Search code examples
javacachinglockingdistributedgridgain

How can I manage unreleased locks in GridGain's cache?


I have distributed application that uses GridGain for caching and distributed locking. When my app starts it joins grid of serveral nodes. I faced the problem when one of my nodes eventually stops (e.g. my app's redeploy) and after joining to the grid I have this in my log:

    [13:57:32,140][WARNING][main][GridDhtPreloader] <cacheLocks> Failed to wait for initial partition map exchange. Possible reasons are:
      ^-- Transactions in deadlock.
      ^-- Long running transactions (ignore if this is the case).
      ^-- Unreleased explicit locks.
    [13:57:33,085][WARNING][grid-timeout-worker-#33%null%][GridDhtPartitionsExchangeFuture] <cacheLocks> Retrying preload partition exchange due to timeout [done=false, dummy=false, exchId=GridDhtPartitionExchangeId [topVer=56, nodeId=ee95b126, evt=NODE_JOINED], rcvdIds=[03e6666c], rmtIds=[ba1d527c, 03e6666c, 76bf5103], remaining=[ba1d527c, 76bf5103], init=true, initFut=true, ready=true, replied=false, added=true, oldest=76bf5103, oldestOrder=46, evtLatch=0, locNodeOrder=56, locNodeId=ee95b126-aaf9-4d46-9273-983e175d513a]

It was not deadlock nor long running transaction. I suppose that it was unreleased lock that was left unreleased because of immediate JVM stop and right before this my app did cache.lock(key, 0L) and did not cache.unlock(key).

All I had to do is to restart all the grid.

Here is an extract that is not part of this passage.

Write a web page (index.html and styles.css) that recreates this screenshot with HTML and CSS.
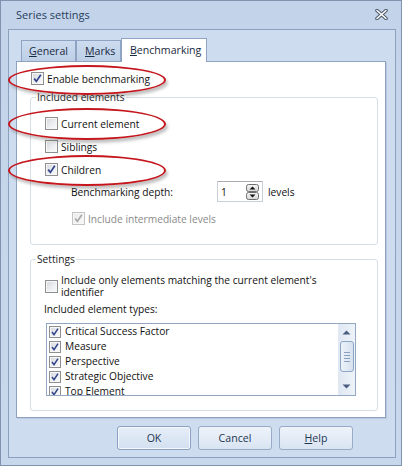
FILE: index.html
```html
<!DOCTYPE html>
<html>
<head>
<meta charset="utf-8">
<link rel="stylesheet" href="styles.css">
</head>
<body>
<div class="window">
  <div class="titlebar">
    <span class="title">Series settings</span>
    <svg class="close" width="13" height="11" viewBox="0 0 13 11">
      <path d="M2 1.5 L11 9.5 M11 1.5 L2 9.5" stroke="#4b5566" stroke-width="3.6" stroke-linecap="round"/>
      <path d="M2 1.5 L11 9.5 M11 1.5 L2 9.5" stroke="#ffffff" stroke-width="1.6" stroke-linecap="round"/>
    </svg>
  </div>
  <div class="frame">
    <div class="tabs">
      <div class="tab t-general"><u>G</u>eneral</div>
      <div class="tab t-marks"><u>M</u>arks</div>
      <div class="tab t-bench active"><u>B</u>enchmarking</div>
    </div>
    <div class="panel">
      <div class="check enable">
        <span class="cb"><svg width="11" height="11" viewBox="0 0 11 11"><path d="M2.2 5.6 L4.4 8.4 L8.8 1.8" fill="none" stroke="#31448a" stroke-width="1.7"/></svg></span>
        <span class="lbl">Enable benchmarking</span>
      </div>
      <div class="group g1">
        <div class="legend">Included elements</div>
        <div class="check row first">
          <span class="cb"></span><span class="lbl">Current element</span>
        </div>
        <div class="check row">
          <span class="cb"></span><span class="lbl">Siblings</span>
        </div>
        <div class="check row">
          <span class="cb"><svg width="11" height="11" viewBox="0 0 11 11"><path d="M2.2 5.6 L4.4 8.4 L8.8 1.8" fill="none" stroke="#31448a" stroke-width="1.7"/></svg></span>
          <span class="lbl">Children</span>
        </div>
        <div class="depth">
          <span class="depth-lbl">Benchmarking depth:</span>
          <div class="spin">
            <span class="spin-val">1</span>
            <svg class="spin-btn" width="13" height="16" viewBox="0 0 13 16">
              <defs>
                <linearGradient id="sg" x1="0" y1="0" x2="0" y2="1">
                  <stop offset="0" stop-color="#f6f6f6"/>
                  <stop offset="1" stop-color="#d6d6d6"/>
                </linearGradient>
              </defs>
              <rect x="0.5" y="0.5" width="12" height="7" rx="2" fill="url(#sg)" stroke="#6e6e6e"/>
              <rect x="0.5" y="8.5" width="12" height="7" rx="2" fill="url(#sg)" stroke="#6e6e6e"/>
              <path d="M3.5 5.5 L6.5 2.5 L9.5 5.5 Z" fill="#111"/>
              <path d="M3.5 10.5 L6.5 13.5 L9.5 10.5 Z" fill="#111"/>
            </svg>
          </div>
          <span class="levels">levels</span>
        </div>
        <div class="check disabled inter">
          <span class="cb"><svg width="11" height="11" viewBox="0 0 11 11"><path d="M2.2 5.6 L4.4 8.4 L8.8 1.8" fill="none" stroke="#a9a9a9" stroke-width="1.7"/></svg></span>
          <span class="lbl">Include intermediate levels</span>
        </div>
      </div>
      <div class="group g2">
        <div class="legend">Settings</div>
        <div class="check only">
          <span class="cb"></span>
          <span class="lbl two">Include only elements matching the current element's<br>identifier</span>
        </div>
        <div class="types">Included element types:</div>
        <div class="list">
          <div class="items">
            <div class="item"><span class="cb small"><svg width="10" height="10" viewBox="0 0 11 11"><path d="M2.2 5.6 L4.4 8.4 L8.8 1.8" fill="none" stroke="#31448a" stroke-width="1.7"/></svg></span><span>Critical Success Factor</span></div>
            <div class="item"><span class="cb small"><svg width="10" height="10" viewBox="0 0 11 11"><path d="M2.2 5.6 L4.4 8.4 L8.8 1.8" fill="none" stroke="#31448a" stroke-width="1.7"/></svg></span><span>Measure</span></div>
            <div class="item"><span class="cb small"><svg width="10" height="10" viewBox="0 0 11 11"><path d="M2.2 5.6 L4.4 8.4 L8.8 1.8" fill="none" stroke="#31448a" stroke-width="1.7"/></svg></span><span>Perspective</span></div>
            <div class="item"><span class="cb small"><svg width="10" height="10" viewBox="0 0 11 11"><path d="M2.2 5.6 L4.4 8.4 L8.8 1.8" fill="none" stroke="#31448a" stroke-width="1.7"/></svg></span><span>Strategic Objective</span></div>
            <div class="item"><span class="cb small"><svg width="10" height="10" viewBox="0 0 11 11"><path d="M2.2 5.6 L4.4 8.4 L8.8 1.8" fill="none" stroke="#31448a" stroke-width="1.7"/></svg></span><span>Top Element</span></div>
          </div>
          <div class="scrollbar">
            <div class="sb-btn"><svg width="9" height="5" viewBox="0 0 9 5"><path d="M0.5 4.5 L4.5 0.5 L8.5 4.5 Z" fill="#4a5d80"/></svg></div>
            <div class="sb-thumb">
              <span class="grip"></span><span class="grip"></span><span class="grip"></span><span class="grip"></span>
            </div>
            <div class="sb-track"></div>
            <div class="sb-btn"><svg width="9" height="5" viewBox="0 0 9 5"><path d="M0.5 0.5 L4.5 4.5 L8.5 0.5 Z" fill="#4a5d80"/></svg></div>
          </div>
        </div>
      </div>
    </div>
    <div class="buttons">
      <div class="btn default">OK</div>
      <div class="btn">Cancel</div>
      <div class="btn"><u>H</u>elp</div>
    </div>
  </div>
  <div class="ellipse e1"></div>
  <div class="ellipse e2"></div>
  <div class="ellipse e3"></div>
</div>
</body>
</html>
```

FILE: styles.css
```css
html, body {
  margin: 0;
  padding: 0;
}
body {
  font-family: "Open Sans", "Noto Sans", sans-serif;
  font-size: 10.2px;
  color: #111;
  background: #c4d5ea;
}
u {
  text-decoration: underline;
  text-underline-offset: 1px;
}
.window {
  position: relative;
  width: 402px;
  height: 466px;
  box-sizing: border-box;
  border: 1px solid #7f92ae;
  background: linear-gradient(#c3d4ea, #c8d8ec);
  display: flex;
  flex-direction: column;
  overflow: hidden;
}
.titlebar {
  height: 28px;
  display: flex;
  align-items: center;
  padding-left: 15px;
  flex-shrink: 0;
}
.title {
  font-size: 11px;
  color: #283d5c;
  margin-top: -2px;
}
.close {
  margin-left: auto;
  margin-right: 13px;
  margin-top: -2px;
}
.frame {
  margin: 0 5px 7px 7px;
  height: 429px;
  box-sizing: border-box;
  border: 1px solid #8ba1bf;
  background: #cedcef;
  padding-top: 8px;
  display: flex;
  flex-direction: column;
}
.tabs {
  margin-left: 12px;
  height: 23px;
  display: flex;
  align-items: flex-end;
}
.tab {
  height: 21px;
  box-sizing: border-box;
  border: 1px solid #8fa4c2;
  border-bottom: none;
  background: linear-gradient(#cddcef, #bdcfe7);
  padding-left: 7px;
  line-height: 20px;
  color: #1a2a40;
  font-size: 10.6px;
}
.t-general { width: 55px; }
.t-marks { width: 45px; padding-left: 8px; }
.t-bench { width: 86px; padding-left: 8px; }
.tab.active {
  height: 24px;
  margin-bottom: -1px;
  background: #fff;
  position: relative;
  z-index: 1;
  line-height: 23px;
  padding-bottom: 2px;
}
.panel {
  margin-left: 7px;
  width: 370px;
  height: 357px;
  box-sizing: border-box;
  border: 1px solid #8fa3c0;
  background: #fff;
  display: flex;
  flex-direction: column;
  box-shadow: 1px 1px 0 #b7c8df;
}
.check {
  display: flex;
  align-items: center;
  height: 13px;
}
.cb {
  width: 13px;
  height: 13px;
  box-sizing: border-box;
  flex-shrink: 0;
  border: 1px solid #8e8f8f;
  background: linear-gradient(135deg, #d3d6db 0%, #eef0f2 60%, #fafafa 100%);
  box-shadow: inset 0 0 0 1px #f7f7f7;
  display: flex;
  align-items: center;
  justify-content: center;
}
.cb.small {
  width: 12px;
  height: 12px;
}
.lbl {
  margin-left: 3px;
  line-height: 16px;
  white-space: nowrap;
}
.enable {
  margin: 10px 0 0 14px;
}
.group {
  margin-left: 13px;
  width: 348px;
  box-sizing: border-box;
  border: 1px solid #d5dee6;
  border-radius: 3px;
  display: flex;
  flex-direction: column;
}
.g1 {
  margin-top: 12px;
  height: 148px;
}
.g2 {
  margin-top: 14px;
  height: 152px;
}
.legend {
  align-self: flex-start;
  margin-top: -9px;
  margin-left: 5px;
  padding: 0 1px;
  line-height: 16px;
  background: #fff;
  color: #1b1b1b;
}
.row {
  margin-left: 14px;
  margin-top: 10px;
}
.row.first {
  margin-top: 12px;
}
.depth {
  margin: 5px 0 0 40px;
  height: 21px;
  display: flex;
  align-items: center;
}
.depth-lbl {
  width: 146px;
}
.spin {
  width: 46px;
  height: 21px;
  box-sizing: border-box;
  border: 1px solid #c9d0d8;
  border-top-color: #abadb3;
  display: flex;
  align-items: center;
}
.spin-val {
  margin-left: 3px;
}
.spin-btn {
  margin-left: auto;
  margin-right: 3px;
}
.levels {
  margin-left: 5px;
}
.inter {
  margin: 10px 0 0 41px;
}
.disabled .cb {
  border-color: #c2c4c6;
  background: linear-gradient(135deg, #ececec, #f8f8f8);
}
.disabled .lbl {
  color: #8a8a8a;
}
.only {
  margin: 6px 0 0 14px;
  height: 26px;
}
.lbl.two {
  line-height: 12.5px;
}
.types {
  margin: 2px 0 0 13px;
  line-height: 16px;
}
.list {
  margin: 6px 0 0 15px;
  width: 310px;
  height: 73px;
  box-sizing: border-box;
  border: 1px solid #94a7c1;
  display: flex;
  overflow: hidden;
}
.items {
  flex: 1;
  overflow: hidden;
}
.item {
  height: 15px;
  display: flex;
  align-items: center;
  padding-left: 2px;
}
.item span:last-child {
  margin-left: 4px;
  line-height: 15px;
  white-space: nowrap;
}
.scrollbar {
  width: 17px;
  background: linear-gradient(to right, #dfe7f2, #eef3f9);
  display: flex;
  flex-direction: column;
  align-items: center;
}
.sb-btn {
  height: 17px;
  width: 17px;
  display: flex;
  align-items: center;
  justify-content: center;
}
.sb-thumb {
  width: 14px;
  height: 31px;
  box-sizing: border-box;
  border: 1px solid #8ea6c6;
  border-radius: 3px;
  background: linear-gradient(to right, #edf2f9, #d5e1ef);
  display: flex;
  flex-direction: column;
  align-items: center;
  justify-content: center;
  gap: 2px;
}
.grip {
  width: 6px;
  height: 1px;
  background: #8aa0bf;
}
.sb-track {
  flex: 1;
}
.buttons {
  margin: 8px 0 0 108px;
  display: flex;
  gap: 7px;
}
.btn {
  width: 74px;
  height: 24px;
  box-sizing: border-box;
  border: 1px solid #98abc6;
  border-radius: 3px;
  background: linear-gradient(#eef3fa, #d9e4f2);
  display: flex;
  align-items: center;
  justify-content: center;
  color: #1d3552;
  font-size: 10.6px;
}
.btn.default {
  border-color: #8ba2c2;
  background: linear-gradient(#e6eef8, #d3e0f0);
  box-shadow: inset 0 0 0 1px #f4f8fd;
}
.ellipse {
  position: absolute;
  border: 2px solid #c4161c;
  border-radius: 50%;
  box-sizing: border-box;
  box-shadow: 2px 3px 3px rgba(80, 80, 80, 0.35);
}
.e1 {
  left: 7px;
  top: 64px;
  width: 158px;
  height: 30px;
}
.e2 {
  left: 7px;
  top: 107px;
  width: 158px;
  height: 32px;
}
.e3 {
  left: 7px;
  top: 154px;
  width: 158px;
  height: 31px;
}
```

And the question is how to avoid unreleased locks and how to manage them? How can I correctly handle such situations?


Solution

  • You do not need to make any additional effort to release previously acquired locks on remote nodes upon node failure, GridGain will release those locks automatically. Can you update to the latest version of GridGain (6.5.6) and retry your tests? If it does not help, please create a reproducible example and attach to the question.